Toepasselijke wettelijke voorschriften
De beslissing is gegrond op de artikelen 14a, 14b, 14c, 23, 24, 24a, 24c en 63 van het Wetboek van Strafrecht, artikel 1, 2 en 6 van de Wet op de economische delicten en de artikelen 4 en 103 van de Wet personenvervoer 2000, zoals deze luidden ten tijde van het bewezen verklaarde.
Vernietigt het vonnis, waarvan beroep, en doet opnieuw recht.
Verklaart, zoals hiervoor overwogen, wettig en overtuigend bewezen, dat verdachte het ten laste gelegde heeft begaan.
Verklaart niet bewezen hetgeen verdachte meer of anders is ten laste gelegd dan hierboven bewezen is verklaard en spreekt hem daarvan vrij.
Verklaart dat het bewezen verklaarde oplevert:
Overtreding van een voorschrift gesteld bij artikel 4, tweede lid, van de Wet personenvervoer 2000.

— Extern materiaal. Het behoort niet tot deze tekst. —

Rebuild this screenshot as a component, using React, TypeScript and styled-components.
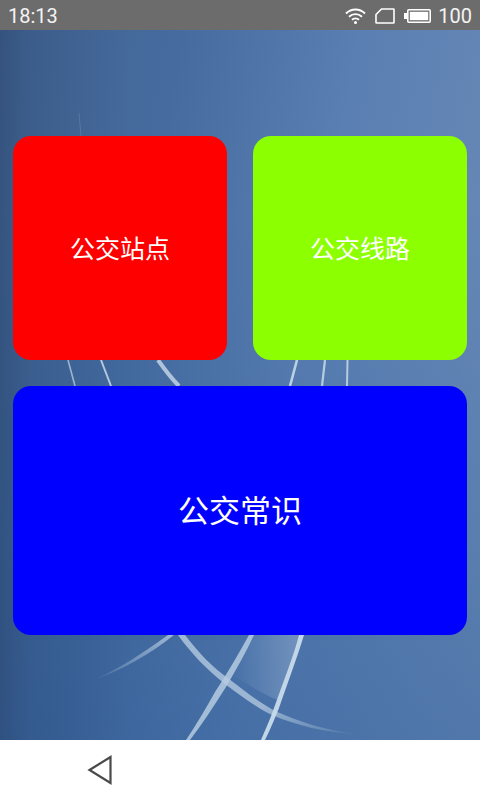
import React from "react";
import styled, { createGlobalStyle } from "styled-components";

const Global = createGlobalStyle`
  html, body { margin: 0; padding: 0; }
  body { width: 480px; height: 800px; overflow: hidden; font-family: "Roboto", "Noto Sans CJK SC", sans-serif; }
`;

const Screen = styled.div`
  width: 480px;
  height: 800px;
  display: flex;
  flex-direction: column;
`;

const StatusBar = styled.header`
  height: 30px;
  flex: none;
  background: #6c6c6c;
  color: #f4f4f4;
  display: flex;
  align-items: center;
  justify-content: space-between;
  padding: 2px 8px 0 8px;
  box-sizing: border-box;
  font-size: 20px;
  font-weight: 400;
`;

const StatusIcons = styled.div`
  display: flex;
  align-items: center;
  gap: 9px;
`;

const BatteryLevel = styled.span`
  margin-left: -2px;
`;

const Main = styled.main`
  position: relative;
  flex: 1;
  overflow: hidden;
  background:
    linear-gradient(90deg, rgba(30, 50, 80, 0.3) 0, rgba(30, 50, 80, 0.12) 30px, rgba(30, 50, 80, 0) 130px),
    linear-gradient(180deg, rgba(23, 73, 140, 0) 25%, rgba(23, 73, 140, 0.3) 100%),
    linear-gradient(100deg, #3f6191 0%, #466c9f 30%, #5a7fb2 60%, #6b8cb8 100%);
`;

const Backdrop = styled.svg`
  position: absolute;
  left: 0;
  top: 0;
`;

const Grid = styled.div`
  position: relative;
  display: grid;
  grid-template-columns: 214.5px 214.5px;
  grid-template-rows: 224px 249px;
  column-gap: 25.5px;
  row-gap: 26px;
  padding: 106px 0 0 12.75px;
`;

const Tile = styled.button<{ $color: string; $wide?: boolean }>`
  grid-column: ${(p) => (p.$wide ? "1 / span 2" : "auto")};
  border: 0;
  padding: 0 0 ${(p) => (p.$wide ? "4px" : "2px")};
  border-radius: 18px;
  background: ${(p) => p.$color};
  color: #fff;
  font-family: "Noto Sans CJK SC", sans-serif;
  font-weight: 400;
  font-size: ${(p) => (p.$wide ? "31px" : "25px")};
  line-height: 1;
  display: flex;
  align-items: center;
  justify-content: center;
`;

const NavBar = styled.nav`
  height: 60px;
  flex: none;
  background: #fff;
  display: flex;
  align-items: center;
  padding-left: 87px;
`;

const stroke = "#ffffff";

const Wifi = () => (
  <svg width="21" height="18" viewBox="0 0 21 18" fill="none" stroke={stroke} strokeWidth="1.9">
    <path d="M1 6.5C6.5 1.2 14.5 1.2 20 6.5" />
    <path d="M4 9.7C7.8 6.2 13.2 6.2 17 9.7" />
    <path d="M7 12.8C9 11 12 11 14 12.8" />
    <circle cx="10.5" cy="15.6" r="1.5" fill={stroke} stroke="none" />
  </svg>
);

const Sim = () => (
  <svg width="20" height="16" viewBox="0 0 20 16" fill="none" stroke={stroke} strokeWidth="1.6" strokeLinejoin="round">
    <path d="M6.5 1H18.5C18.8 1 19 1.2 19 1.5V14.5C19 14.8 18.8 15 18.5 15H1.5C1.2 15 1 14.8 1 14.5V6.5Z" />
  </svg>
);

const Battery = () => (
  <svg width="27" height="14" viewBox="0 0 27 14" fill="none">
    <rect x="3.8" y="0.8" width="22.4" height="12.4" rx="1" stroke={stroke} strokeWidth="1.6" />
    <rect x="5.8" y="2.8" width="18.4" height="8.4" fill={stroke} />
    <rect x="0" y="4" width="3" height="6" fill={stroke} />
  </svg>
);

const BackIcon = () => (
  <svg width="26" height="30" viewBox="0 0 26 30" fill="none" stroke="#4a4a4a" strokeWidth="2.2" strokeLinejoin="miter">
    <path d="M2.5 15L23.5 2V28Z" />
  </svg>
);

const Wallpaper = () => (
  <Backdrop width="480" height="710" viewBox="0 30 480 710">
    <defs>
      <linearGradient id="glow" x1="0" y1="0" x2="0.9" y2="0">
        <stop offset="0" stopColor="#a9c0da" stopOpacity="0" />
        <stop offset="1" stopColor="#a9c0da" stopOpacity="0.38" />
      </linearGradient>
      <linearGradient id="fadeA" x1="1" y1="0" x2="0" y2="1">
        <stop offset="0" stopColor="#b3c9df" stopOpacity="0.8" />
        <stop offset="1" stopColor="#b3c9df" stopOpacity="0.1" />
      </linearGradient>
      <linearGradient id="fadeB" x1="0" y1="0" x2="1" y2="1">
        <stop offset="0" stopColor="#a9c1da" stopOpacity="0.9" />
        <stop offset="0.6" stopColor="#a9c1da" stopOpacity="0.85" />
        <stop offset="1" stopColor="#a9c1da" stopOpacity="0.1" />
      </linearGradient>
    </defs>
    <path d="M250 635C244 650 238 662 232 675C244 682 262 694 278 700C284 680 294 655 302 635Z" fill="url(#glow)" />
    <path d="M168 635C140 655 120 668 96 679C122 670 150 654 174 635Z" fill="url(#fadeA)" />
    <path d="M185 635C198 652 212 667 229 679C245 691 258 702 275 711C300 722 325 730 354 734C325 732 298 726 272 715C255 707 240 695 225 684C207 670 190 652 178 635Z" fill="url(#fadeB)" />
    <path d="M249 635C238 655 228 672 215 692C206 708 196 725 186 740L190 740C202 724 214 706 226 687C236 670 246 652 254 635Z" fill="#b5cbe0" opacity="0.85" />
    <path d="M299 635C294 655 284 680 274 708C270 720 265 730 261 740L265 740C270 730 275 718 279 708C288 682 298 655 304 635Z" fill="#c8dbea" opacity="0.95" />
    <path d="M68 360L75 386" stroke="#b5c9de" strokeWidth="1.6" opacity="0.8" />
    <path d="M101 360L111 386" stroke="#c1d4e5" strokeWidth="2" opacity="0.9" />
    <path d="M158 360C165 370 171 378 179 386" stroke="#b9cde0" strokeWidth="4" opacity="0.9" fill="none" />
    <path d="M297 360L290 386" stroke="#c1d5e7" strokeWidth="2.6" opacity="0.95" />
    <path d="M325 360L322 386" stroke="#c1d5e7" strokeWidth="2.2" opacity="0.9" />
    <path d="M347.5 360L347 386" stroke="#c1d5e7" strokeWidth="2" opacity="0.9" />
    <path d="M79 113L81 136" stroke="#a9bfd8" strokeWidth="1" opacity="0.22" />
  </Backdrop>
);

export default function App() {
  return (
    <Screen>
      <Global />
      <StatusBar>
        <span>18:13</span>
        <StatusIcons>
          <Wifi />
          <Sim />
          <Battery />
          <BatteryLevel>100</BatteryLevel>
        </StatusIcons>
      </StatusBar>
      <Main>
        <Wallpaper />
        <Grid>
          <Tile $color="#ff0000">公交站点</Tile>
          <Tile $color="#8cff00">公交线路</Tile>
          <Tile $color="#0000ff" $wide>公交常识</Tile>
        </Grid>
      </Main>
      <NavBar>
        <BackIcon />
      </NavBar>
    </Screen>
  );
}
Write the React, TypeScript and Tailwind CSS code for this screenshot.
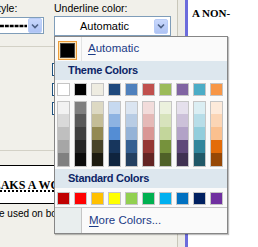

Verklaart verdachte strafbaar.
Veroordeelt verdachte tot een geldboete van EUR 3.000,00 (drieduizend euro), bij gebreke van betaling en verhaal te vervangen door 40 (veertig) dagen hechtenis.
Bepaalt, dat een gedeelte van de geldboete, groot EUR 1.500,00 (duizend vijfhonderd euro), bij gebreke van betaling en verhaal te vervangen door 25 (vijfentwintig) dagen hechtenis, niet ten uitvoer zal worden gelegd, tenzij de rechter later anders mocht gelasten, op grond van het feit dat verdachte zich vóór het einde van een proeftijd van 2 (twee) jaren aan een strafbaar feit heeft schuldig gemaakt.
Bepaalt, dat de geldboete mag worden voldaan in 10 (tien) termijnen van 1 maand, elke termijn groot EUR 150,00 (honderdvijftig euro).
Aldus gewezen door
mr. M.J.H.J. de Vries-Leemans, voorzitter,
mr. J. Buhrs-Platschorre en mr. E.F. Stamhuis,
in tegenwoordigheid van mr. R.J. Gras, griffier,
en op 8 april 2011 ter openbare terechtzitting uitgesproken.
Mr. E.F. Stamhuis is buiten staat dit arrest mede te ondertekenen.